Blue waves slap against her thigh and stones fall
from unspeakable cliffs. I am dropped
into her, boulder after boulder of me
until I am safely drowned inside her.

              In the morning, Manhattan
never looked so beautiful. "I dreamed someone
was raping me," she says, shaking her honey-blonde hair.
"Thanks," her husband jokes, displaying newly manicured nails.
"It was kind of fun, in a necrophile sort of way."

My mother marks my due-date on her
kitchen calendar. The red circles stare back
matter-of-factly. These are horrible times.

Soon, my mother accuses Dr. Sapirstein of poisoning me.
My mother fears her life has ended, her life has grown
beyond her, her life will sprout a hybrid black bloom.

She packs her one bag, runs from her husband's house
to Dr. Hill's office. All around her, women slow
to a blue wintry blur. A flurry of women lay
their hands on her stomach chanting, "Pain is a sign
something awful's happen." My mother does not heed

this loose-tongued omen. She stops in at Vidal
Sassoon, steps out reborn: the first modern woman,
her jawline fixed parallel to the city's trash-strewn streets.
My mother envisions such elegant escape.

Dr. Hill's surprised to see his former patient. Imbued
with the power to overlook narrative gaps, Dr. Hill
does not flinch at her story. He's the promise of good
in a darkening nation. My mother prays God will bless Dr. Hill.

But the story of belief runs parallel to the story of betrayal;
my drugged mother gives birth to a living death.

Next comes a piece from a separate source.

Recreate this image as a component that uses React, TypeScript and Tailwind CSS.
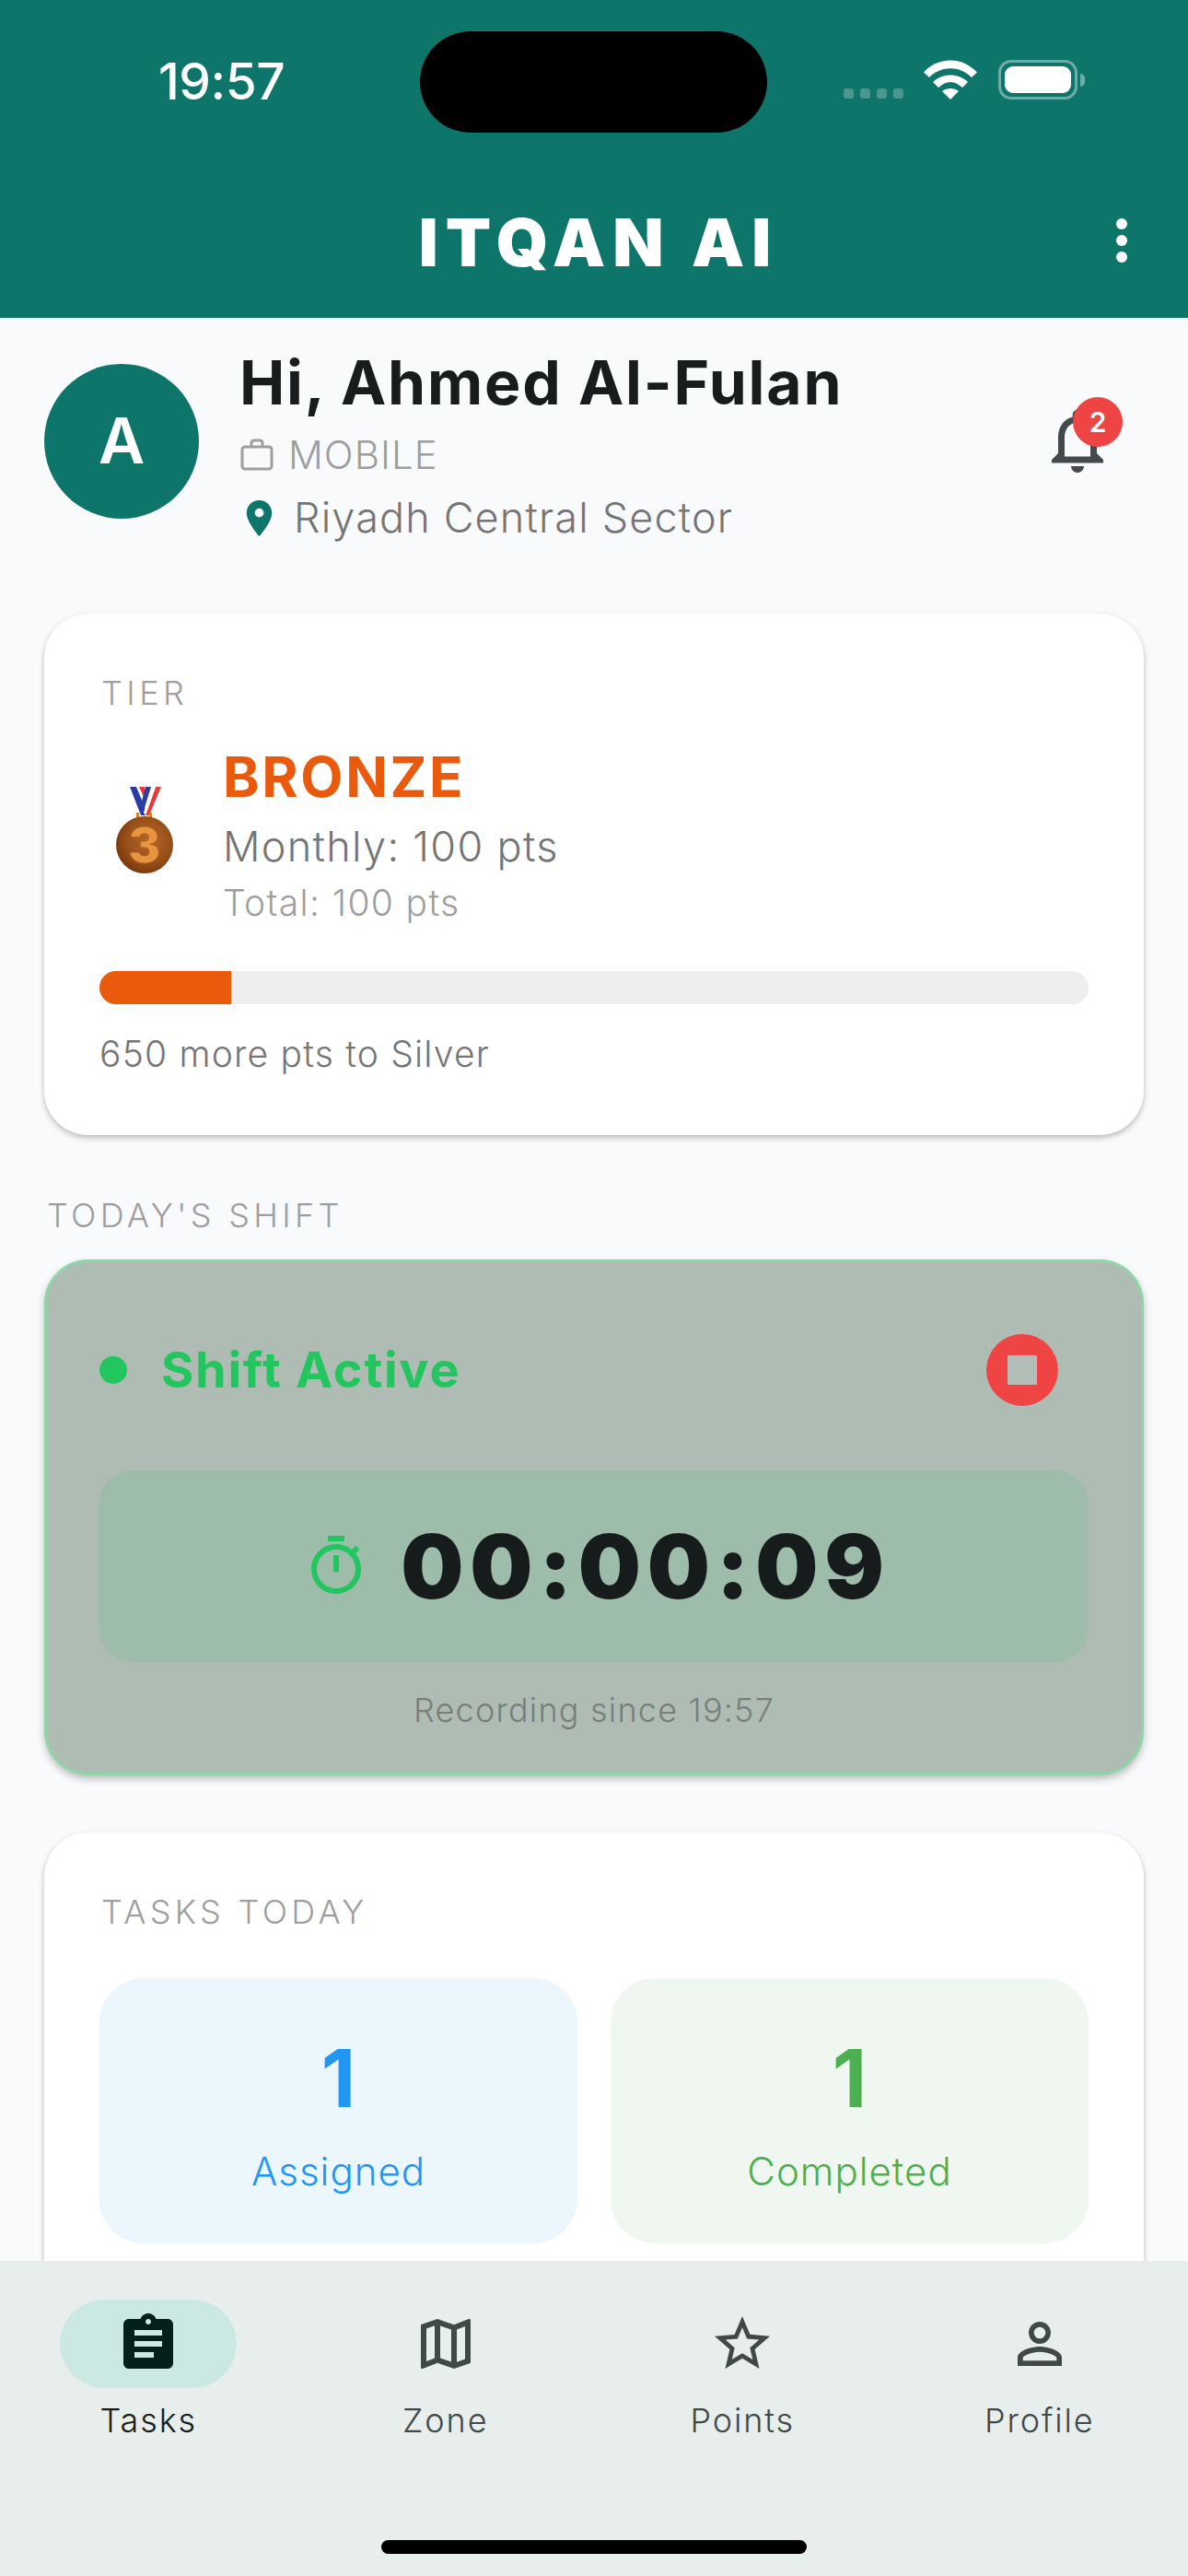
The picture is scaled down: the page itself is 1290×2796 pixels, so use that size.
import React from "react";
import { MdAssignment, MdLocationOn, MdOutlineMap, MdOutlineNotifications, MdOutlineTimer, MdPersonOutline, MdStarBorder } from "react-icons/md";

const navItems = [
  { label: "Tasks", icon: MdAssignment, active: true },
  { label: "Zone", icon: MdOutlineMap, active: false },
  { label: "Points", icon: MdStarBorder, active: false },
  { label: "Profile", icon: MdPersonOutline, active: false },
];

const StatusBar = () => (
  <div className="relative h-[180px]">
    <span className="absolute left-[172px] top-[61px] text-[55px] font-medium leading-[54px] tracking-[-0.5px] text-white">19:57</span>
    <div className="absolute left-[456px] top-[34px] h-[110px] w-[377px] rounded-full bg-black" />
    <div className="absolute left-[916px] top-[96px] flex gap-[7px]">
      {[0, 1, 2, 3].map((i) => (
        <span key={i} className="h-[11px] w-[11px] rounded-[3px] bg-white/25" />
      ))}
    </div>
    <svg className="absolute left-[1003px] top-[65px]" width="58" height="43" viewBox="0 0 58 43" fill="#fff">
      <path d="M0 13.5 C16 -4 42 -4 58 13.5 L52 19 C39 6 19 6 6 19Z" />
      <path d="M10 24 C20 14 38 14 48 24 L42 30 C33 22 25 22 16 30Z" />
      <path d="M20 34 C25 30 33 30 38 34 L29 43Z" />
    </svg>
    <div className="absolute left-[1084px] top-[65px] h-[43px] w-[86px] rounded-[14px] border-[3px] border-white/40 p-[4px]">
      <div className="h-full w-full rounded-[9px] bg-white" />
    </div>
    <div className="absolute left-[1173px] top-[80px] h-[14px] w-[5px] rounded-r-full bg-white/40" />
  </div>
);

const Medal = () => (
  <svg width="66" height="96" viewBox="0 0 66 96" className="shrink-0">
    <defs>
      <radialGradient id="bronze" cx="58%" cy="42%" r="62%">
        <stop offset="0%" stopColor="#B4682C" />
        <stop offset="65%" stopColor="#964F18" />
        <stop offset="100%" stopColor="#78380B" />
      </radialGradient>
    </defs>
    <path d="M26 0 H33 V13 Z" fill="#E93A3A" />
    <path d="M24 0 H27 L33 14 L34 24 Z" fill="#FFFFFF" />
    <path d="M17 0 H24 L34 24 V31 H29 Z" fill="#2B3BA6" />
    <path d="M45 0 H51 L38 31 H34 Z" fill="#E93A3A" />
    <path d="M40 0 H45 L34 31 L32 28 Z" fill="#FFFFFF" />
    <path d="M34 0 H40 L31 29 L28 23 Z" fill="#2B3BA6" />
    <rect x="24" y="28" width="3" height="6" fill="#C98A2A" />
    <rect x="38" y="28" width="3" height="6" fill="#C98A2A" />
    <circle cx="33" cy="63" r="31" fill="url(#bronze)" />
    <text x="33" y="82" textAnchor="middle" fontSize="52" fontWeight="900" fontFamily="Inter, sans-serif" fill="#E8953F" stroke="#A85C1C" strokeWidth="1">3</text>
  </svg>
);

const BriefcaseIcon = () => (
  <svg width="36" height="36" viewBox="0 0 36 36" fill="none" stroke="#9E9E9E" strokeWidth="3" className="shrink-0">
    <rect x="2" y="9" width="32" height="24" rx="3" />
    <path d="M12 9 V5 Q12 2 15 2 H21 Q24 2 24 5 V9" />
  </svg>
);

export default function App() {
  return (
    <div className="flex h-[2796px] w-[1290px] flex-col overflow-hidden bg-[#F9FAFC] font-['Inter',sans-serif]">
      <header className="h-[345px] shrink-0 bg-[#0E756B]">
        <StatusBar />
        <div className="relative flex h-[165px] items-center justify-center">
          <span className="ml-[10px] text-[72px] leading-none font-black tracking-[8px] text-white">ITQAN AI</span>
          <div className="absolute right-[66px] top-[57px] flex flex-col gap-[6px]">
            <span className="h-[12px] w-[12px] rounded-full bg-white" />
            <span className="h-[12px] w-[12px] rounded-full bg-white" />
            <span className="h-[12px] w-[12px] rounded-full bg-white" />
          </div>
        </div>
      </header>

      <main className="min-h-0 flex-1 overflow-hidden px-[48px] pt-[31px]">
        <section className="flex items-start">
          <div className="mt-[19px] flex h-[168px] w-[168px] shrink-0 items-center justify-center rounded-full bg-[#0E756B] text-[69px] font-semibold text-white">A</div>
          <div className="ml-[44px] flex-1">
            <div className="text-[66px] leading-[78px] font-bold tracking-[1.8px] text-[#191C1D]">Hi, Ahmed Al-Fulan</div>
            <div className="mt-[16px] ml-[1px] flex items-center gap-[16px] text-[42px] leading-[48px] font-[350] tracking-[1px] text-[#9E9E9E]">
              <BriefcaseIcon />
              MOBILE
            </div>
            <div className="mt-[17px] ml-[-2px] flex items-center gap-[14px] text-[45px] leading-[54px] font-[350] tracking-[1.15px] text-[#757575]">
              <MdLocationOn size={47} className="text-[#0E756B]" />
              Riyadh Central Sector
            </div>
          </div>
          <div className="relative mr-[30px] mt-[60px]">
            <MdOutlineNotifications size={84} className="text-[#444A4B]" />
            <span className="absolute left-[37px] top-[-5px] flex h-[54px] w-[54px] items-center justify-center rounded-full bg-[#EF4444] text-[30px] font-semibold text-white">2</span>
          </div>
        </section>

        <section className="mt-[77px] h-[566px] rounded-[48px] bg-white px-[60px] pt-[66px] shadow-[0_3px_6px_rgba(0,0,0,0.25)]">
          <div className="ml-[2px] text-[36px] leading-[40px] font-[350] tracking-[4.4px] text-[#9E9E9E]">TIER</div>
          <div className="mt-[36px] flex items-start">
            <div className="ml-[16px] mt-[46px]"><Medal /></div>
            <div className="ml-[52px]">
              <div className="text-[60px] leading-[70px] font-bold tracking-[2.6px] text-[#EA5A0C]">BRONZE</div>
              <div className="mt-[14px] text-[45px] leading-[54px] font-[350] tracking-[1.3px] text-[#757575]">Monthly: 100 pts</div>
              <div className="mt-[12px] text-[39px] leading-[44px] font-[350] tracking-[1.35px] text-[#9E9E9E]">Total: 100 pts</div>
            </div>
          </div>
          <div className="mt-[52px] h-[36px] overflow-hidden rounded-full bg-[#EEEEEE]">
            <div className="h-full w-[143px] bg-[#EA5A0C]" />
          </div>
          <div className="mt-[31px] text-[39px] leading-[46px] font-[350] tracking-[1.2px] text-[#757575]">650 more pts to Silver</div>
        </section>

        <div className="mt-[66px] ml-[3px] text-[36px] leading-[42px] font-[350] tracking-[4.3px] text-[#9E9E9E]">TODAY'S SHIFT</div>

        <section className="mt-[27px] h-[560px] rounded-[48px] border-[3px] border-[#90D5A8] bg-[#AFBCB4] px-[57px] pt-[76px] shadow-[0_4px_8px_rgba(0,0,0,0.25)]">
          <div className="flex items-center">
            <span className="h-[30px] w-[30px] rounded-full bg-[#22C55E]" />
            <span className="ml-[37px] text-[54px] font-bold tracking-[1.75px] text-[#22C55E]">Shift Active</span>
            <button className="ml-auto mr-[33px] flex h-[78px] w-[78px] items-center justify-center rounded-full bg-[#EF4444]">
              <span className="h-[32px] w-[32px] bg-[#B4BEB8]" />
            </button>
          </div>
          <div className="mt-[69px] flex h-[208px] items-center justify-center rounded-[36px] bg-[#9DBDAA] pl-[6px]">
            <MdOutlineTimer size={72} className="text-[#22C55E]" />
            <span className="ml-[34px] text-[96px] leading-none font-black tracking-[6.75px] text-[#161C1C]">00:00:09</span>
          </div>
          <div className="mt-[30px] text-center text-[36px] leading-[44px] font-[350] tracking-[1.2px] text-[#787F7A]">Recording since 19:57</div>
        </section>

        <section className="mt-[62px] h-[600px] rounded-[48px] bg-white px-[60px] pt-[65px] shadow-[0_3px_6px_rgba(0,0,0,0.25)]">
          <div className="ml-[2px] text-[36px] leading-[42px] font-[350] tracking-[4.3px] text-[#9E9E9E]">TASKS TODAY</div>
          <div className="mt-[51px] grid grid-cols-2 gap-[36px]">
            <div className="flex h-[288px] flex-col items-center rounded-[48px] bg-[#EBF6FD] pt-[59px] text-[#2196F3]">
              <span className="text-[87px] leading-[100px] font-bold">1</span>
              <span className="mt-[25px] text-[42px] leading-[52px] font-[350] tracking-[1px]">Assigned</span>
            </div>
            <div className="flex h-[288px] flex-col items-center rounded-[48px] bg-[#F0F7F1] pt-[59px] text-[#4CAF50]">
              <span className="text-[87px] leading-[100px] font-bold">1</span>
              <span className="mt-[25px] text-[42px] leading-[52px] font-[350] tracking-[1px]">Completed</span>
            </div>
          </div>
        </section>
      </main>

      <nav className="relative h-[342px] shrink-0 bg-[#E8EEEC]">
        <div className="grid grid-cols-4 pt-[42px]">
          {navItems.map((item) => {
            const Icon = item.icon;
            return (
              <div key={item.label} className="flex flex-col items-center">
                <div className={`flex h-[96px] w-[192px] items-center justify-center rounded-full ${item.active ? "bg-[#CCE8E3]" : ""}`}>
                  <Icon size={72} className={item.active ? "text-[#051F1C]" : "text-[#3F4948]"} />
                </div>
                <span className={`mt-[12px] text-[36px] leading-[46px] font-[350] tracking-[1.9px] ${item.active ? "text-[#171D1C]" : "text-[#3F4948]"}`}>{item.label}</span>
              </div>
            );
          })}
        </div>
        <div className="absolute bottom-[24px] left-[414px] h-[15px] w-[462px] rounded-full bg-black" />
      </nav>
    </div>
  );
}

After weeks of hearing my crying, my mother dismantles
the false wall with the plastic crucifix, she explores
the passage from the dreamworld to the one
whose reign I herald, the world of hoarded women
. My mother enters with a knife, emits a battle cry,
and spits in her husband's face. Her wrath slides down
his cheek. When I begin to cry again,

she wants to hold me, she drops the knife.
The dream of the knife becomes the story
of a generation full of black bassinets. In the story,
all along the naked octogenarians were real.
Covens are a fact of America.

And I am the thing most coveted, the proof
my mother loved each of her ruinous children well.